8 Responses to “Great expectations”

  1. Josh says:

    Just wanted to let you know that I picked up the first book and can’t wait to read it. I’ve got about 4 or 5 books in line ahead of it, but I’m reading faster now so I can hurry and get to it. I happened to come across it at my local Christian store and picked it up on the spot.

    I understand how you feel. Having released a few books myself, I know how tormenting the ‘silence’ can be. Hang in there :)

  2. Kendall Lane says:

    Hey Chris, I bought The Dark Foundations on Tuesday at around 6 pm and before the night was out, (i unfortunetly had to get some sleep to work the 9 to 5), i had read over half of the book. I love it! i’m not a writer but i am an avid reader and this is deffinetly one of the greatest series i have ever read. i’d even go as far as to say that this is better then the Lord of The Rings. I cannot wait for the final book to come out, and, i hope, this wont be the last trilology that you do. God bless!
    Kendall
    (p.s. i live in Brewer, Maine of the good ol’ USA)

  3. Chris Walley says:

    Kendall and Josh, bless you both.

  4. theplainstate says:

    Oh boy, fans are allready sharing names :).

    Yes, this is turning out to be one of the greatest series ever. The characters are some of the finest I have ever seen . . . read, but I think “seen” is better because I can honestly see their faces. There is deepth everywhere I turn, from the maps, characters, to how the differant societies opperate.

    PS. Women sniper teams? . . . someone has been studying up on the history of the Red Army havn’t they? Very efective they were in world war II.

    -Josh/Shasta

  5. Chris Walley says:

    Hi Josh/Shasta

    Some nice comments. Why not post them on Amazon?

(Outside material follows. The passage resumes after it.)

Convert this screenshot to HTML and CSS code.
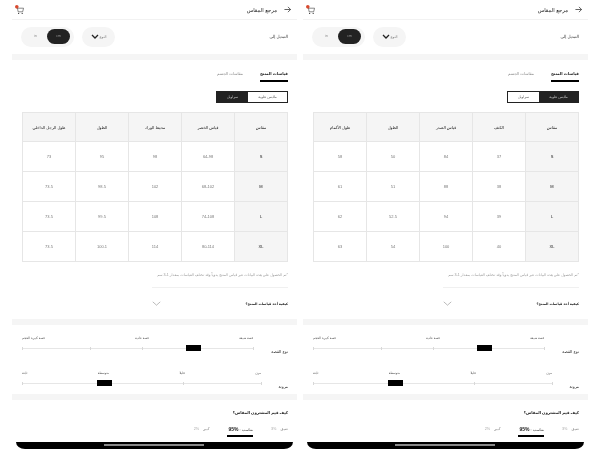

    And talking of Amazon(s)(what a segue!)I can reveal I knew nothing of the Soviet forerunners of the women sniper teams. But I can also reveal that, in the first drafts, (following UK custom), women were not front line soldiers (but were pilots etc). My editor however persuaded me that the US readership would want women up there in the battles. The sniper teams were the compromise that resulted but I think they work.

  6. Linda Ellis says:

    Hi Chris, I loved the first two books and have been waiting eagerly for number 3. It’s now sitting in pristine splendour being gloated over as a future delight whilst I re-read numbers 1 & 2. I loaned them (sorry!) to a non-Christian friend who also loved them – he might just find a copy of number 3 in his christmas stocking…

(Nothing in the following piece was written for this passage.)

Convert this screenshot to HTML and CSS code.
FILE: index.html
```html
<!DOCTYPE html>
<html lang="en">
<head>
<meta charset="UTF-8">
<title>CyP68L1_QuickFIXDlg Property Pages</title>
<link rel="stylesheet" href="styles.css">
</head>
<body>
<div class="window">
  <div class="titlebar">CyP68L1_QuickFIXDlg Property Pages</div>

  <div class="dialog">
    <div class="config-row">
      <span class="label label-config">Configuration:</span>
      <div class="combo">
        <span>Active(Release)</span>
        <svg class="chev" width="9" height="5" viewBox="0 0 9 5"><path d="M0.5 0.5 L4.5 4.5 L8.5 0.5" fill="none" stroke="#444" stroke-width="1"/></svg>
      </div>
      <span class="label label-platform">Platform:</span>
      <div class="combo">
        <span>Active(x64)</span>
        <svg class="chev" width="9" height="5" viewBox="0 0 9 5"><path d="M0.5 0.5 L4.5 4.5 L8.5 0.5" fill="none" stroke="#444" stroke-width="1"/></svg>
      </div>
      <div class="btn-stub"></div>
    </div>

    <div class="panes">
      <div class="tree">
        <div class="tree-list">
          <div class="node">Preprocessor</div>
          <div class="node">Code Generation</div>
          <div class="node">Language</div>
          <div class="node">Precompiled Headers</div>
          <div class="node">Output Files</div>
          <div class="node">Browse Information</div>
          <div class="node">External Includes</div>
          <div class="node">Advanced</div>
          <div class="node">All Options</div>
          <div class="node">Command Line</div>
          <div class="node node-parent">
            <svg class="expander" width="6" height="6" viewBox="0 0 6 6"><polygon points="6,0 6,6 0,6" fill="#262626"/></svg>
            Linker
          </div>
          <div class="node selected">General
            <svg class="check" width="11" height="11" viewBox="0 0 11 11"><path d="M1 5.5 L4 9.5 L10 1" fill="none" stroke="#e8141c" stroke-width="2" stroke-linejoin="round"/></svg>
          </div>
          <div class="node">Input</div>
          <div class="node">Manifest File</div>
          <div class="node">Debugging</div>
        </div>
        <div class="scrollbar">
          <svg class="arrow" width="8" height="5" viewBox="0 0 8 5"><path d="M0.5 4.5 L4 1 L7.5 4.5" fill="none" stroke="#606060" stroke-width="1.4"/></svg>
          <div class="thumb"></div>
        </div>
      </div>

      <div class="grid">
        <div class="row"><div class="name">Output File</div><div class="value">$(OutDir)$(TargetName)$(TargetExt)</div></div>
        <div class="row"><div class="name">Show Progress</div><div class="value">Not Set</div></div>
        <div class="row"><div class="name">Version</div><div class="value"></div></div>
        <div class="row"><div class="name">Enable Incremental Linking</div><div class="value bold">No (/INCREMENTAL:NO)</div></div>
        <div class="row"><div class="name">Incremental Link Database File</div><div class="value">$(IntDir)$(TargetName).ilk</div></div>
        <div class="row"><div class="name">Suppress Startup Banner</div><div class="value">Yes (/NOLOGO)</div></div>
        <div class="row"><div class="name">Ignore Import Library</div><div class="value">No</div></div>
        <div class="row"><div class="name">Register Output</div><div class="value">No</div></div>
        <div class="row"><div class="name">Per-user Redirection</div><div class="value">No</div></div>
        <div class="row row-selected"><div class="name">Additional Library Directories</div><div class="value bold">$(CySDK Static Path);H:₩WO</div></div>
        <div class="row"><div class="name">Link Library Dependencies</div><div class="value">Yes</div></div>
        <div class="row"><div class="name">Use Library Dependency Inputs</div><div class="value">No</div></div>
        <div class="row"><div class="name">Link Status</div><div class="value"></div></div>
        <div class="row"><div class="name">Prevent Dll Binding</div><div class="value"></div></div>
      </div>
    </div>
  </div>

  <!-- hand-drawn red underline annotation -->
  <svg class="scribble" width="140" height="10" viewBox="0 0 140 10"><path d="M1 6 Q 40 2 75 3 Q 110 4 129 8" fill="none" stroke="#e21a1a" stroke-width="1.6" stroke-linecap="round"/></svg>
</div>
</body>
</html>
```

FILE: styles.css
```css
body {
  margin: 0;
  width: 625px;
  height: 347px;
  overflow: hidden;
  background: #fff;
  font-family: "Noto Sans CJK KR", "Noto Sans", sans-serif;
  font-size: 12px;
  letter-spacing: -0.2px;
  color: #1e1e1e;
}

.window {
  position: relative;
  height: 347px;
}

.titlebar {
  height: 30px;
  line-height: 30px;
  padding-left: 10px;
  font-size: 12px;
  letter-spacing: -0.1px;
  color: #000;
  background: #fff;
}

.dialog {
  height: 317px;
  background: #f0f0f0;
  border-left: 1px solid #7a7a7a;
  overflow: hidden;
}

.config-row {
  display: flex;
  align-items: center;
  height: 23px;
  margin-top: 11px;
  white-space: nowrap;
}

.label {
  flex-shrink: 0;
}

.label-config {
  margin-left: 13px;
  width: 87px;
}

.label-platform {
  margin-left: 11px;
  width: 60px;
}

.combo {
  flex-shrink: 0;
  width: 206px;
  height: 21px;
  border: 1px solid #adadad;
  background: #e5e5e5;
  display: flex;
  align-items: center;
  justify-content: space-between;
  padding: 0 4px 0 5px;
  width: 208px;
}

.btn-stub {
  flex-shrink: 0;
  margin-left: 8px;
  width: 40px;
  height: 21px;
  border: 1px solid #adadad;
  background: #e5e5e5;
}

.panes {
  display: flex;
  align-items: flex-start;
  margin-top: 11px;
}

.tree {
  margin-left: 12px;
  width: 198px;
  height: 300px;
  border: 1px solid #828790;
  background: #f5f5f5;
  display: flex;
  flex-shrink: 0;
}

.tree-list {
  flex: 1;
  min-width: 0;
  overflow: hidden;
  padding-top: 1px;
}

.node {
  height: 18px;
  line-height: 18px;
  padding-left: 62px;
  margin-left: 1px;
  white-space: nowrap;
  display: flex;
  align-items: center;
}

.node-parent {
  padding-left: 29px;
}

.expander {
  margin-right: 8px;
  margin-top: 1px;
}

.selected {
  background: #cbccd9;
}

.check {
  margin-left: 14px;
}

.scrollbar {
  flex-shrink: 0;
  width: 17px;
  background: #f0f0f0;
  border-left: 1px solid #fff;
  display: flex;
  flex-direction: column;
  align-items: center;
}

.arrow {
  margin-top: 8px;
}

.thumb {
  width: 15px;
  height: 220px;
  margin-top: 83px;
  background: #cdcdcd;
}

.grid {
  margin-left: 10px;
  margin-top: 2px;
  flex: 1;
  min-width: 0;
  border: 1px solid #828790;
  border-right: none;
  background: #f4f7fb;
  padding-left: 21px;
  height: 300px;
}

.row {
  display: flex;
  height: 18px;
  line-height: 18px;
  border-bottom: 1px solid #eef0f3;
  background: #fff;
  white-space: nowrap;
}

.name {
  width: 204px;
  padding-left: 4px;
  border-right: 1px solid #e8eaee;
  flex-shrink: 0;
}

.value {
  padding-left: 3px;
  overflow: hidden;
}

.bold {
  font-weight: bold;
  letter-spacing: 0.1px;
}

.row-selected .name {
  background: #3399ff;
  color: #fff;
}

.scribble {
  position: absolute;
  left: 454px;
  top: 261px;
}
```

    I was telling a blind friend about the series yesterday and said I would see if there was an audio version available. Is there, or any plans for one?

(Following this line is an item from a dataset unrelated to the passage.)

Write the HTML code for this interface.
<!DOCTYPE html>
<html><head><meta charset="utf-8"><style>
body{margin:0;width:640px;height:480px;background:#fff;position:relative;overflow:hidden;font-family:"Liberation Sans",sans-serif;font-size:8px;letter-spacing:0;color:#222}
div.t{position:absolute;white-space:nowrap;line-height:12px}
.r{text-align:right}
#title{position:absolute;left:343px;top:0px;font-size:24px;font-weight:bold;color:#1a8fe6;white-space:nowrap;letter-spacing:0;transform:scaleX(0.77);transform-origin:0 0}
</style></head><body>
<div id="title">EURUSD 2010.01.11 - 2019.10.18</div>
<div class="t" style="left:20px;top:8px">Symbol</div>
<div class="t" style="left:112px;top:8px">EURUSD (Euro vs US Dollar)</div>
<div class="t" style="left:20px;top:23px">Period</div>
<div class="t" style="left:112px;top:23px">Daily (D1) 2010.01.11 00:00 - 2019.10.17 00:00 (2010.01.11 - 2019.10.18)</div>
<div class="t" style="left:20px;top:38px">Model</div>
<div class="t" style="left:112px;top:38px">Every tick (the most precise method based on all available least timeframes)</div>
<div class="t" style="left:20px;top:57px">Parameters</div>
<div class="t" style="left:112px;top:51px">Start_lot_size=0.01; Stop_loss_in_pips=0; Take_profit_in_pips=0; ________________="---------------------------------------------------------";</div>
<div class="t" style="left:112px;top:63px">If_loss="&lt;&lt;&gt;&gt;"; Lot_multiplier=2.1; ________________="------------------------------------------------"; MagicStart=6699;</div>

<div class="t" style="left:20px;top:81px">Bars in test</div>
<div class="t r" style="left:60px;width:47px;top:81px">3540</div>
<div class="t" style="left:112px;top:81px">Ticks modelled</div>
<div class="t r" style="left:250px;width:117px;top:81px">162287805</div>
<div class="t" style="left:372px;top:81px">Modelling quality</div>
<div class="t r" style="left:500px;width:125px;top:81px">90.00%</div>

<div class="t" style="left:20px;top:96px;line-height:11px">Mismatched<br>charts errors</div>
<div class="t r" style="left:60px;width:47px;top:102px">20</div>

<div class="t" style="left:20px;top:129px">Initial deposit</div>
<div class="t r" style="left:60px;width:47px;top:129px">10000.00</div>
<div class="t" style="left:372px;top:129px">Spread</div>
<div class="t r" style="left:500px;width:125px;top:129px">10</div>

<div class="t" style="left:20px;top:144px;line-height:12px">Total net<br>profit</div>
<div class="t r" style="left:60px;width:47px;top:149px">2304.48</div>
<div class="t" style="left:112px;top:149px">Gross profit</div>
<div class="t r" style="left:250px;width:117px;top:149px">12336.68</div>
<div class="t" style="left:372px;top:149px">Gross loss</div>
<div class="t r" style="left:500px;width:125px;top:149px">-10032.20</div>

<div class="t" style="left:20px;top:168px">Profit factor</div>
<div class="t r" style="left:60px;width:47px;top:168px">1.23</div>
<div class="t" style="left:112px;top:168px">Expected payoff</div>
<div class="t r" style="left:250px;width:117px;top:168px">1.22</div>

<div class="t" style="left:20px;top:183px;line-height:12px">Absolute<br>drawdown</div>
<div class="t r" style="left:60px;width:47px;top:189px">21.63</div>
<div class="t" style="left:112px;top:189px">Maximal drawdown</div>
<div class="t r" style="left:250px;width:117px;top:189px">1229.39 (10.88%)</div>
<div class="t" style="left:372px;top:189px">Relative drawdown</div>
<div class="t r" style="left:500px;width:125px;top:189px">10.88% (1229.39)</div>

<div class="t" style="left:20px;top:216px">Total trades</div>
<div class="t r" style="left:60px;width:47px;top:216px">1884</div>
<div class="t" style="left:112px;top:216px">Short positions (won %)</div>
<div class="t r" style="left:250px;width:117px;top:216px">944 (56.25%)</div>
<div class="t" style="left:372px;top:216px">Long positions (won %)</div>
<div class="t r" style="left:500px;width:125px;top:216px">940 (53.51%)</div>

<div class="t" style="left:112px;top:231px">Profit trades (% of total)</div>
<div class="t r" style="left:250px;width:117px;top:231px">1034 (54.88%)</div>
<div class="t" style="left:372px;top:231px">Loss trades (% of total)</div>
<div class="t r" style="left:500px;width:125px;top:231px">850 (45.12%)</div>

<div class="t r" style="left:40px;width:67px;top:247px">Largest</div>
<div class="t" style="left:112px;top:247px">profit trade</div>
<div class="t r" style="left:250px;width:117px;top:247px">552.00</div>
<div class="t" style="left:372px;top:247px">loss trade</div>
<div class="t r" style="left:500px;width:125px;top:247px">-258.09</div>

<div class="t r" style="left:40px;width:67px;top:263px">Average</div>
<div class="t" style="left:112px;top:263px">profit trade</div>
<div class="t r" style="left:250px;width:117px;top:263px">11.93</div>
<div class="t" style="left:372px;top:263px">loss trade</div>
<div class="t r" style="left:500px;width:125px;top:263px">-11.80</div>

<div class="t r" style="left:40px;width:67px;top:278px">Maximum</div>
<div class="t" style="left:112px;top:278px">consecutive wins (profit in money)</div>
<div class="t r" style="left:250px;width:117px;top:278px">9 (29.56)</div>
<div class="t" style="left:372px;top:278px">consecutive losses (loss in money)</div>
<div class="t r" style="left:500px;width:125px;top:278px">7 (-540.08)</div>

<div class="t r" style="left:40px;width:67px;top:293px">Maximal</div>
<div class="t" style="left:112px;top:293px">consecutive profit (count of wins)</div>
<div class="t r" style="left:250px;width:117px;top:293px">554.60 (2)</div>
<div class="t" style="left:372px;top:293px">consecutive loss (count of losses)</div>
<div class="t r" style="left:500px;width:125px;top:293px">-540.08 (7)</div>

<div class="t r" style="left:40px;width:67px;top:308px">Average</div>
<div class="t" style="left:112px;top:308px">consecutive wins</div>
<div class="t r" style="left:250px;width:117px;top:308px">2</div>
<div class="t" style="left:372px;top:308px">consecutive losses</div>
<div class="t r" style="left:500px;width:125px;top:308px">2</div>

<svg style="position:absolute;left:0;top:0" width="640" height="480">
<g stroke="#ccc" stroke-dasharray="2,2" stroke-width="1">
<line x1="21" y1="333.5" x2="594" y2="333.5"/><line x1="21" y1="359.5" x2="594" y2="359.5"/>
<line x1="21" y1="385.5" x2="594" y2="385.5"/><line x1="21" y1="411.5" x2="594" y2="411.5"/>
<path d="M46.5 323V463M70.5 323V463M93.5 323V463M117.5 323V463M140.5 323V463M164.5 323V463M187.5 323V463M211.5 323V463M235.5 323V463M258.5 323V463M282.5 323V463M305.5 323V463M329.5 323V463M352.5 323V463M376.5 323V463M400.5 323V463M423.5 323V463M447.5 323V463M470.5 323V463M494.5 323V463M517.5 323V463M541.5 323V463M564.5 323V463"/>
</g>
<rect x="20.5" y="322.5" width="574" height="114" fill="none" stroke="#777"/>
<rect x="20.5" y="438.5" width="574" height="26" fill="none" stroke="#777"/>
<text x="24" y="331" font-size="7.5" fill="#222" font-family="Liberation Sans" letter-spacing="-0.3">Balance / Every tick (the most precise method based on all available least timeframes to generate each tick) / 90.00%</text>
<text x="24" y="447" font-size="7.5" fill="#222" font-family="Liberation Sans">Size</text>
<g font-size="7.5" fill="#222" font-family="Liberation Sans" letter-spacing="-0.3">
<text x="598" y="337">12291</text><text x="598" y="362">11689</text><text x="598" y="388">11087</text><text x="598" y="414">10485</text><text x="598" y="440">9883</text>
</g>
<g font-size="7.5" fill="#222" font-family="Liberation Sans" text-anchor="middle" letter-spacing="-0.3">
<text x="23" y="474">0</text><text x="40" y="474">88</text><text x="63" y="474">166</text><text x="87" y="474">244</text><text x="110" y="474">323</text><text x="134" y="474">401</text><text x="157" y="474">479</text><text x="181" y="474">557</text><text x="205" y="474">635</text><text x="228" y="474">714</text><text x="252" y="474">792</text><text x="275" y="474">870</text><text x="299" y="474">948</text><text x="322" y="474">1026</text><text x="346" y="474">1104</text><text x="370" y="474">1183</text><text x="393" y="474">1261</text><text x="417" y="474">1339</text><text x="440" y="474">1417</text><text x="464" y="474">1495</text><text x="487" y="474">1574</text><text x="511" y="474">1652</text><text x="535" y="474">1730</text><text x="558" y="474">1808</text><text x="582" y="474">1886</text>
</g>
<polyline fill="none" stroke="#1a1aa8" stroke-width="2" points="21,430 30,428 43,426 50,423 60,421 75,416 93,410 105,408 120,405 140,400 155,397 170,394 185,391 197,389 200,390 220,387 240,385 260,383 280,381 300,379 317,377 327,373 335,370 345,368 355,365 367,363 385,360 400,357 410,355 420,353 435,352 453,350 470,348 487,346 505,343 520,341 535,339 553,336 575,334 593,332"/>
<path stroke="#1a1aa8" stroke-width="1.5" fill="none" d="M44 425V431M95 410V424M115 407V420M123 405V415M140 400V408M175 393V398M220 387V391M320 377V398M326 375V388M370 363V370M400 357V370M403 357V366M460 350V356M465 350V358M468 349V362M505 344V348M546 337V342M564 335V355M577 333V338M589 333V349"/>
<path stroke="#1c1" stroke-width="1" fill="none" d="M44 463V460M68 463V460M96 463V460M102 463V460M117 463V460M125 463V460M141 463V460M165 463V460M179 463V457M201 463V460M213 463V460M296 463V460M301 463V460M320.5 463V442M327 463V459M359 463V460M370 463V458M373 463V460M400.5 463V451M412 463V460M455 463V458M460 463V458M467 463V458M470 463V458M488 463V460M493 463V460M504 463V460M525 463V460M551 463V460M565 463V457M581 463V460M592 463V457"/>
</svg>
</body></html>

    Bless you and the Lord for such an anointed gift.

  7. Andrew Mellum says:

    I love your books. I ordered The Dark Foundations so I could read it right away. I stayed up till about 5 that night so I could finish it.

    Your books along with another authors work have inspired me try my hand at writing.

  8. KB says:

    Thought you’d like some further feedback. I looked at your first two books on the shelf at the bookstore for six months before deciding to buy them. Boy was I rewarded! When it was time for The Dark Foundations to come out, I couldn’t get it at the bookstore fast enough.

    I liked the first two, but TDF really drew me in on a whole new level. I found myself repeatedly describing the philosophical aspects as ‘fascinating’ to friends and family, and was deeply disappointed when I closed the cover because I loved my time in the story so much I didn’t want to leave… test of a good book there!

    I’m still chewing over what I read — another good sign — and am really coming to appreciate how the plot structuring allows for discussion of sin as an integral part of the story instead of just an after-thought or a pseudo-Christian reference. I like the intelligence of your approach and how it so completely differs from the one extreme of cheesy Christian works and the other extreme of assuming quality writing must needs be stripped of any solid belief structure beyond what the general market finds acceptable.

    I did think of Lord of the Rings with the eagles reference, and at a particular point where the Envoy plays a special role (don’t want to reveal anything here!), but more in terms of how a bibliophile enjoys the connections between favorite books. I’m looking forward to the next book in the series!